> _Task description_: In the listing below, identify each line with the word "that" and return those lines.
Start Available data
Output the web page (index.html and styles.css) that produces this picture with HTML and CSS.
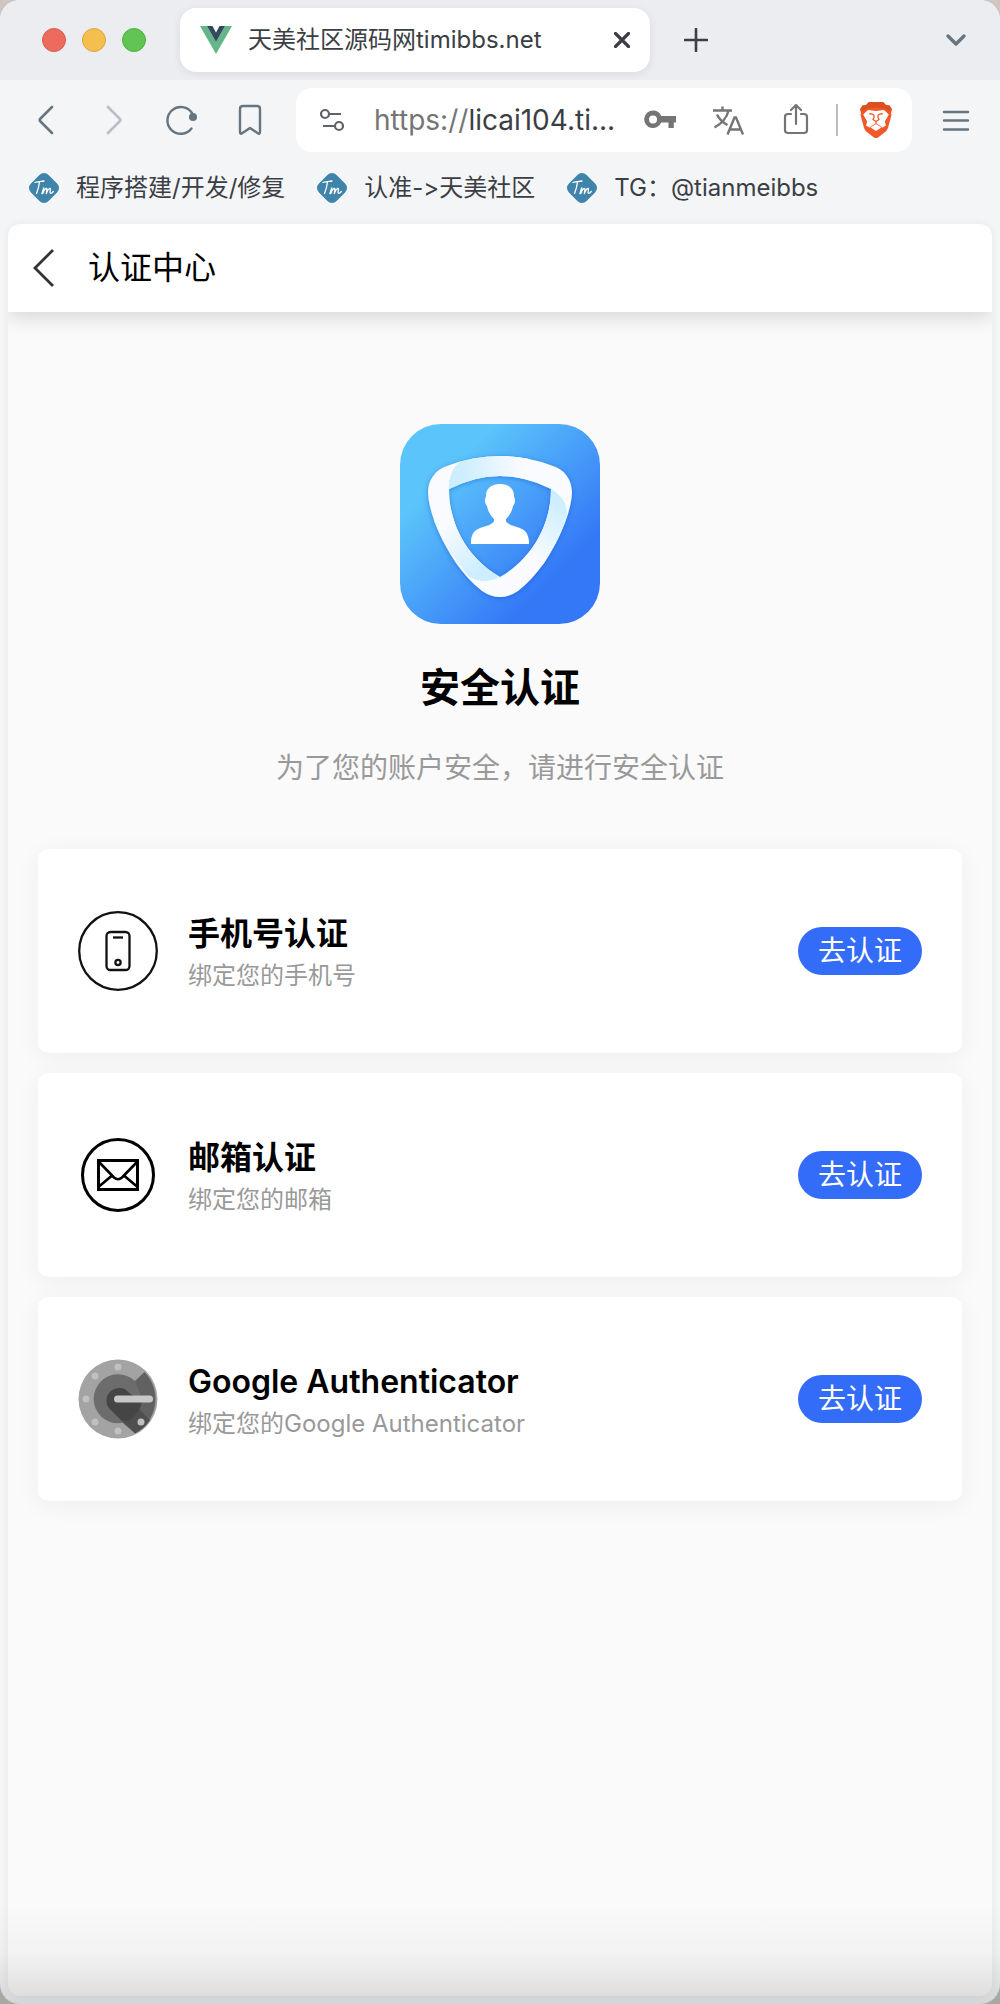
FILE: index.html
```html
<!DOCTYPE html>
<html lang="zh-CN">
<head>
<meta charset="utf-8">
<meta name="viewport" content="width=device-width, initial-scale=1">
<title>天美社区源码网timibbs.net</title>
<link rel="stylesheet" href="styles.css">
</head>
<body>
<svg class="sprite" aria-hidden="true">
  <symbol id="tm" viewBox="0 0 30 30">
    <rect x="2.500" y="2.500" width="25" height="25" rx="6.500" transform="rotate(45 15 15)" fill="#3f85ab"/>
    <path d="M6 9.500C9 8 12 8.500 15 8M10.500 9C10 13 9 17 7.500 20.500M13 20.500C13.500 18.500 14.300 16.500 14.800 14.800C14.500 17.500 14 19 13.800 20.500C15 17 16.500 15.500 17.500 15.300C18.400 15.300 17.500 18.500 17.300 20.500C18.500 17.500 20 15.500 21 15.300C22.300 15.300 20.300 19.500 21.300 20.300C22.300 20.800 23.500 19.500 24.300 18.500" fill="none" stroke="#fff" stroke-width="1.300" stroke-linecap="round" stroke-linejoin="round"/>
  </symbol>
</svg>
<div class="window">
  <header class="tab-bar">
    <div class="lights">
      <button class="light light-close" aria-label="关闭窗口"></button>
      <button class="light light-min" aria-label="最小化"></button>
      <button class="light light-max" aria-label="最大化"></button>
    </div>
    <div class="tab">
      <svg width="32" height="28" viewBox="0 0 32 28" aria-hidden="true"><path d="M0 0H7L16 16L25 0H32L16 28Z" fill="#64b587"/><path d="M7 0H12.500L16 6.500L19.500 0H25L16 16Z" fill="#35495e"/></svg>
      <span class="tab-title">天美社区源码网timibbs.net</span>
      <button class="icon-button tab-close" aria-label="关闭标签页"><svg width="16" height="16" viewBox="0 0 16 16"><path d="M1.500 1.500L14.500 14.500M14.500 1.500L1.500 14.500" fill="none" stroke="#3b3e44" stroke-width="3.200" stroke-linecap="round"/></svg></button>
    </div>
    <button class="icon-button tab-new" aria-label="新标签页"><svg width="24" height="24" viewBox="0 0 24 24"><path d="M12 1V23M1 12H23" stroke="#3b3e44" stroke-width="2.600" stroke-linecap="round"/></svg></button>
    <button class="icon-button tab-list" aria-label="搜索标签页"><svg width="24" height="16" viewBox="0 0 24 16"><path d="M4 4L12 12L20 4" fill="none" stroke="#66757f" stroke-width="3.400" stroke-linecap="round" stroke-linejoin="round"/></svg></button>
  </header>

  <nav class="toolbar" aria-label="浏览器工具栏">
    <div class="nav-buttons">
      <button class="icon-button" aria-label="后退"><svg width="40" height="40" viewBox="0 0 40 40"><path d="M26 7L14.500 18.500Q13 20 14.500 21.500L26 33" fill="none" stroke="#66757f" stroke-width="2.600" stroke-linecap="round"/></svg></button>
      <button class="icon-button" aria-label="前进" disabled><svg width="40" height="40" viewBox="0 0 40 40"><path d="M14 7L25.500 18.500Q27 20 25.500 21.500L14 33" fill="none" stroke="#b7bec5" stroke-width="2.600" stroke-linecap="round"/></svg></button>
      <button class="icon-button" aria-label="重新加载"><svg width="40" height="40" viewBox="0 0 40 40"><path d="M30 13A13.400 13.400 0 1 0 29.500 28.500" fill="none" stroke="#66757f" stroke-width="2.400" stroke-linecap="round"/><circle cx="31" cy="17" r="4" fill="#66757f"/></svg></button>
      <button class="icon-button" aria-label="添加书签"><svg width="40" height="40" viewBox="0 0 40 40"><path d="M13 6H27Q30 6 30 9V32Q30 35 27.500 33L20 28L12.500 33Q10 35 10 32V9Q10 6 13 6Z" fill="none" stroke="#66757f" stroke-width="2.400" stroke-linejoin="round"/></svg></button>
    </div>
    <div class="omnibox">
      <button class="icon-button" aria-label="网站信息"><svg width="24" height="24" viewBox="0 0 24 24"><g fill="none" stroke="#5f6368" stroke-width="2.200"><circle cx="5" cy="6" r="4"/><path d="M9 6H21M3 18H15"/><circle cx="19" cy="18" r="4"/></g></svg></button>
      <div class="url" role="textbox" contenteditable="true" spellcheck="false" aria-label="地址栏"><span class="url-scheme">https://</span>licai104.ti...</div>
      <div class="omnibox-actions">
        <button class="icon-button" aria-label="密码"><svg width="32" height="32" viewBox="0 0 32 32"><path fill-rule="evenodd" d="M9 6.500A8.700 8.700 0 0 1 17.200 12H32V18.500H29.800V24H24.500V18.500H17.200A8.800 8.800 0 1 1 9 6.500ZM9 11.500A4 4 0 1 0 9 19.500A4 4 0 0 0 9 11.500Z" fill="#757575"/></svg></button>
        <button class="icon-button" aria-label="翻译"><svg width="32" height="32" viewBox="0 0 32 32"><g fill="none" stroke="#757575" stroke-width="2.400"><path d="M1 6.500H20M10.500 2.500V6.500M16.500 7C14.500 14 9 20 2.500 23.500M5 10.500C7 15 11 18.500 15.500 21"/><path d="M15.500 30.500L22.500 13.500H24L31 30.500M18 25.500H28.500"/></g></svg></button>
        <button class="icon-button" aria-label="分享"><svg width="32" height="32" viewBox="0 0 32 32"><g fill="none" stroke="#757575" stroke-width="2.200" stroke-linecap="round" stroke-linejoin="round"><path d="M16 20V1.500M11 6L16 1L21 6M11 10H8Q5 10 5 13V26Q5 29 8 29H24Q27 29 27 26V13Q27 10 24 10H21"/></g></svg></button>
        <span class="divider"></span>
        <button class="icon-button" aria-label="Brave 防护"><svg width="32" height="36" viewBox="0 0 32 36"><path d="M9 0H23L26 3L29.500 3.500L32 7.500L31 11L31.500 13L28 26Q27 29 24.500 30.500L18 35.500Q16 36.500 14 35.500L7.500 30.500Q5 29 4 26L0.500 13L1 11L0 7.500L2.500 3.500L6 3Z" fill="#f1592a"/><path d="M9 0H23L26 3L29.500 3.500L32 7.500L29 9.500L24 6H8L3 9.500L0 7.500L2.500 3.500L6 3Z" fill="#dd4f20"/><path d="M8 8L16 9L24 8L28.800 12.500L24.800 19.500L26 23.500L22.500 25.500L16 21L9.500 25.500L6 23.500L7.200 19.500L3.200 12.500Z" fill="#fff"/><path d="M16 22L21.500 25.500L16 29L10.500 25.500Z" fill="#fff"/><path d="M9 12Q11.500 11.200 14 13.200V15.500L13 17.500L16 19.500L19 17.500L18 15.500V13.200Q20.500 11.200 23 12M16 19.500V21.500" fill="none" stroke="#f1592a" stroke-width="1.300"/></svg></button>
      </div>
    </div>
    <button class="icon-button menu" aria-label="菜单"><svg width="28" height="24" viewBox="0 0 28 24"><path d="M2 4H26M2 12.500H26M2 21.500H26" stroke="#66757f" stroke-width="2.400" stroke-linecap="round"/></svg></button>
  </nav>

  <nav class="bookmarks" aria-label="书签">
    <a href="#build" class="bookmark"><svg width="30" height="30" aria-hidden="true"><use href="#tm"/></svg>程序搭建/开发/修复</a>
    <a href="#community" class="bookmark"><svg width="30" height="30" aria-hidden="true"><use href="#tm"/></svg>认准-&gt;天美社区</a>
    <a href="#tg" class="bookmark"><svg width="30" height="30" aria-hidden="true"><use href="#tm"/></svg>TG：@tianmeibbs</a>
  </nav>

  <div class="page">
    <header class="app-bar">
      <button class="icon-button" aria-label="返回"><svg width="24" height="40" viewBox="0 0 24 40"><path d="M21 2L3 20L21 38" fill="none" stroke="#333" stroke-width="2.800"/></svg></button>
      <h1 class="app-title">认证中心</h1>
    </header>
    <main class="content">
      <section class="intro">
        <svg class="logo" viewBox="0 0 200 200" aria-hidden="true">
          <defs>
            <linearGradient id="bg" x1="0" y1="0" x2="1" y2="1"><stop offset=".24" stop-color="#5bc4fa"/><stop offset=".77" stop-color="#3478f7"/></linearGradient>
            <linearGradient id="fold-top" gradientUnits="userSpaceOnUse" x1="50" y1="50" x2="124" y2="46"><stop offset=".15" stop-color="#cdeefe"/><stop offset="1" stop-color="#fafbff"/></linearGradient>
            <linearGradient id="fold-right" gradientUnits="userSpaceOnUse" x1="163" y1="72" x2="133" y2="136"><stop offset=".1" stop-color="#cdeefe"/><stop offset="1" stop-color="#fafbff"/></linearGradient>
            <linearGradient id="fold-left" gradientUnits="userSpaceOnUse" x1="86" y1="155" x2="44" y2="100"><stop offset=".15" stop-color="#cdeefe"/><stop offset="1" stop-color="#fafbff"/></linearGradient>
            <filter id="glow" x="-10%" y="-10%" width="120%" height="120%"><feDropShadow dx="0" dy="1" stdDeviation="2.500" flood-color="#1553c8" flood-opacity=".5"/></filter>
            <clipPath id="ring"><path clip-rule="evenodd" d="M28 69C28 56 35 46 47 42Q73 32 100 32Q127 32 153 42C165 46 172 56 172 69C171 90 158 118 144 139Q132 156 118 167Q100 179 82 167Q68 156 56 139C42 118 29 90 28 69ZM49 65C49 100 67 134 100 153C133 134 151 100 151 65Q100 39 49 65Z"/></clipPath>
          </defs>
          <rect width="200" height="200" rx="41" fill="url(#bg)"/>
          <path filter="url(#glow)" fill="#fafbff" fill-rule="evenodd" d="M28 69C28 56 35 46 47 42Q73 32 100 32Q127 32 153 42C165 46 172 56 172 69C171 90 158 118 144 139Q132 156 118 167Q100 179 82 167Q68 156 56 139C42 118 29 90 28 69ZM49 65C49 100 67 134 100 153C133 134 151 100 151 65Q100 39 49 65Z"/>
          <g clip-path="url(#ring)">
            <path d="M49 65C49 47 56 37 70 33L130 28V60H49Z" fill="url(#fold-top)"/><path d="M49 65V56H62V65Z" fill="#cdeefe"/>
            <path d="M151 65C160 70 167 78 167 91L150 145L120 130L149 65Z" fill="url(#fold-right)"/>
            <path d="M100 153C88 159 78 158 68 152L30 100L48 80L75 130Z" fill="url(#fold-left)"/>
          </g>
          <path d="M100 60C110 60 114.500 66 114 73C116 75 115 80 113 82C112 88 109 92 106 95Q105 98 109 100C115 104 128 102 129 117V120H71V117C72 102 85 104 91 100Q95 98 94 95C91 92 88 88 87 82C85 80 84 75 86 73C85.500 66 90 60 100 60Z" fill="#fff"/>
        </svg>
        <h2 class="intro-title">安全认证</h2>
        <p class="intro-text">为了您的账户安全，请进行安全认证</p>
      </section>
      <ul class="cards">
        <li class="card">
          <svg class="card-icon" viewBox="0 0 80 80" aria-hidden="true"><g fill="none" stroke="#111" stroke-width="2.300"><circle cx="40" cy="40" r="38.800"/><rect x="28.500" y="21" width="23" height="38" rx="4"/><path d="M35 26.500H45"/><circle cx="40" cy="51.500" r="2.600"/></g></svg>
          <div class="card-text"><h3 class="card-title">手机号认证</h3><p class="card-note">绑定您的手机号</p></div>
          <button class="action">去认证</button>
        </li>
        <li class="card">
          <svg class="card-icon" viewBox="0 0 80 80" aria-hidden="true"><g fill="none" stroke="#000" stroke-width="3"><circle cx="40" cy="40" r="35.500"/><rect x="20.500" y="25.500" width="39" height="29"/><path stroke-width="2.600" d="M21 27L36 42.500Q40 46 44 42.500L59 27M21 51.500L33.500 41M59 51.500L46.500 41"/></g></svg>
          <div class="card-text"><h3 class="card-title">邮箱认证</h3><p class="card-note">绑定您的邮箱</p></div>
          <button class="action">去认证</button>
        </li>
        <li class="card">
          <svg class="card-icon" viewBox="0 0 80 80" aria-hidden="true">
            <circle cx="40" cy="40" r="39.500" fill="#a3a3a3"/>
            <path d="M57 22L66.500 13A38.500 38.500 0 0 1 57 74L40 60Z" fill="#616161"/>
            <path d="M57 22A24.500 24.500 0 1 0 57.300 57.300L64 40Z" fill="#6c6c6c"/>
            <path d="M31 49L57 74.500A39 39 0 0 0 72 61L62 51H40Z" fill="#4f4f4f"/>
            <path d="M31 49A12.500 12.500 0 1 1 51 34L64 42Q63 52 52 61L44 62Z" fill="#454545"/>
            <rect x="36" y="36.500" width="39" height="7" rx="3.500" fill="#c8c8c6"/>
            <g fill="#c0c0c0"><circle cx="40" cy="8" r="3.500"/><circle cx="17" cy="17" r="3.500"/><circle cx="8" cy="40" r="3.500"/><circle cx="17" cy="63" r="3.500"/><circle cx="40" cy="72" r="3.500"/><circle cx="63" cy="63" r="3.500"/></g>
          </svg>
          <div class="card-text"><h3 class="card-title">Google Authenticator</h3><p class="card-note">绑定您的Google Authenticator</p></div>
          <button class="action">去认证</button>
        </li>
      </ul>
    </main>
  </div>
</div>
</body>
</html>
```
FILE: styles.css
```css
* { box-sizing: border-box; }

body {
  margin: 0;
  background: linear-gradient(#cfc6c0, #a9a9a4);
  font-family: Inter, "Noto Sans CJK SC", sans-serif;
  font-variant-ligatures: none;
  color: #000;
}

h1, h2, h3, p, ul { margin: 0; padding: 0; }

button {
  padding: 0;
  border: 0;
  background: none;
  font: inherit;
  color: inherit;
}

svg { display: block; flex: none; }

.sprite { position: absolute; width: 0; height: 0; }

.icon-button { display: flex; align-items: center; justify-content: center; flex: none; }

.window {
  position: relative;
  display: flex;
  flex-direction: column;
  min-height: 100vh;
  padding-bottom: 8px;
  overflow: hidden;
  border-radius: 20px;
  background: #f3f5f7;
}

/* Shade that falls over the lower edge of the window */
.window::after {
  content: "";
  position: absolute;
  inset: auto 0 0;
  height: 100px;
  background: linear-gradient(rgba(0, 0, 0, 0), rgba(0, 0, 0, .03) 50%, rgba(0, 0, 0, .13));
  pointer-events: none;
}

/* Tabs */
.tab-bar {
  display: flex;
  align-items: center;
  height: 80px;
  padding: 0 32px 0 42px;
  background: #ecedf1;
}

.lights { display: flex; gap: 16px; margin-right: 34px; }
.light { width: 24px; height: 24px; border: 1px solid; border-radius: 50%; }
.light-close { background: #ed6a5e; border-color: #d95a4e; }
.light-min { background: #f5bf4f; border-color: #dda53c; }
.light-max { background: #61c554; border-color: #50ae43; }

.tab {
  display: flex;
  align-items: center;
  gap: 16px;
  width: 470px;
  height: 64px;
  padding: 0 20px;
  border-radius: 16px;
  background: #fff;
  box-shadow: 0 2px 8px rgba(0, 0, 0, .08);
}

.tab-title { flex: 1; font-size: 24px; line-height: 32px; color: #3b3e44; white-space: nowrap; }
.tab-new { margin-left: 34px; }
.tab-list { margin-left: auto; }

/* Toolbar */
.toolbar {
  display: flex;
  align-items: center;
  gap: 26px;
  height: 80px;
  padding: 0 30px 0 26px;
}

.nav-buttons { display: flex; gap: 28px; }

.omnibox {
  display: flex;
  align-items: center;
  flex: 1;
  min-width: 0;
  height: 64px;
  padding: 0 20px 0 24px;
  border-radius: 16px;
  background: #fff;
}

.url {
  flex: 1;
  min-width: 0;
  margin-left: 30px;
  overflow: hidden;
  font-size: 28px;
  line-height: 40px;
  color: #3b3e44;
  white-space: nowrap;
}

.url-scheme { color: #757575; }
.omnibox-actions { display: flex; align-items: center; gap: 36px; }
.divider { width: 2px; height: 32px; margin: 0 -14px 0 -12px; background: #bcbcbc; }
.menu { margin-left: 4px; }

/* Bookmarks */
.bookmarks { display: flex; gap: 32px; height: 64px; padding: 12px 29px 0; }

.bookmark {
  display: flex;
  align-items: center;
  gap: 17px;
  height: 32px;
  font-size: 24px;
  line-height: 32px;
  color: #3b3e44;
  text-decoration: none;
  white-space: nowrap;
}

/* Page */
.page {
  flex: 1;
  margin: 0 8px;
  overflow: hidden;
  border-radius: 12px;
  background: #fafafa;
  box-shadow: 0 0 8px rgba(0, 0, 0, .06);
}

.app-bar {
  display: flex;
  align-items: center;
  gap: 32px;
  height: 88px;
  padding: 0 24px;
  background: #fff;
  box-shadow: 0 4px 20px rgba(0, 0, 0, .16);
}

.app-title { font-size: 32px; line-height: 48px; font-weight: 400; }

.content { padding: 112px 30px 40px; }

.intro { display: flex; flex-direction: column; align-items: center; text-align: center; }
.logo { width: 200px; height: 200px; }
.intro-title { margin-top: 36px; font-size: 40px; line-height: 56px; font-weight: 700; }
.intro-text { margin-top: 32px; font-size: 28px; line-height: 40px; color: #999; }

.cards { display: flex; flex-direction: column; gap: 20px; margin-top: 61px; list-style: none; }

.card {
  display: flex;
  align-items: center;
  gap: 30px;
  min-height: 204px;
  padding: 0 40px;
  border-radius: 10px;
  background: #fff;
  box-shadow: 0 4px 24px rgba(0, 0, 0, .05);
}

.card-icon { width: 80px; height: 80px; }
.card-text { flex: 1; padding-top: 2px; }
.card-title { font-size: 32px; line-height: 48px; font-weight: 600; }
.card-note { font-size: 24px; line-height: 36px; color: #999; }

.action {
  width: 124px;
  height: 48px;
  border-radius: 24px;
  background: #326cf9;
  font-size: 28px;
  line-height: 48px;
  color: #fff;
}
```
End Available data
> _Result_:
Output the web page (index.html and styles.css) that produces this picture with HTML and CSS.
/* Shade that falls over the lower edge of the window */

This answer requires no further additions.